Javier, a coffee farm worker in Wood Valley, hauls ice to his worksite where water and power have been cut off since Tropical Storm Iselle hit the valley last Thursday night and Friday morning. Photo by Julia Neal
WATER AND ICE CAME TO WOOD VALLEY yesterday in the wake of Tropical Storm Iselle, with county workers distributing the water to individuals and leaving cases of bottled water at gates of farms and homesteads. Bags of ice provided by the county were available at sundown at Wood Valley Temple following the opening of the intersection of Wood Valley and Kapapala Ranch roads.
      At the urging of the county, Hawai`i Electric Light Co. sent a crew yesterday to determine that the wire in the tangle of trees and utility polls at the Wood Valley intersection had been live, on the ground, since the storm. They turned off the power and posted a sign on pole number 123 on the Pahala side of the gulch stating “Danger, Do Not Operate this Switch.” After the power was turned off, road crews quickly cleared tree trunks and other debris, making all of the access roads in Wood Valley passable.

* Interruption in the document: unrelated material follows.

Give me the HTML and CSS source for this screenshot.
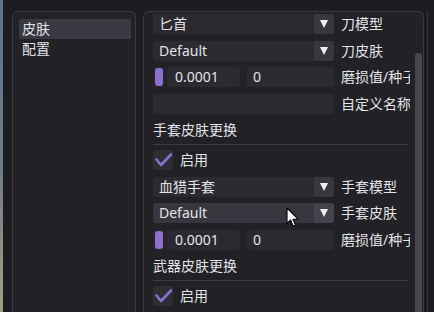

Switch at the stream crossing leading to the Wood Valley
and Kapapala Ranch intersection cut off power that was
live in a wire from downed utility poles. The main road
is now open, with downed trees and wires removed.
Photo by Julia Neal
      The ice and water came in handy for the community that is still without water and power. A coffee farm worker named Javier said he thanks the county for bringing him ice, which was also picked up for the Mizuno and Reha farms and others. The truck continued to Puna to distribute more ice, where the number of people without power is much greater.
      Cyrus Sumida, who takes care of water for the county, joined Wood Valley Water Cooperative volunteers, after hours, to assess their ongoing repairs to mend breaks and clear mud and other debris from the lines, as individuals worked on pipes on their own properties. The Wood Valley spring water could be back in service within the next few days, water cooperative members said. Electricity could take longer, with lines and poles down along valley roads.
     Reed Flickinger and Sissy Pittulo, executive assistants to Mayor Billy Kenoi, and Deputy Planning Director Bobby Command came to Wood Valley to meet victims of the storm and to help assess damage. Annie Bailey, with the Office of Housing & Community Development, also came to Wood Valley, as did a group from the National Guard.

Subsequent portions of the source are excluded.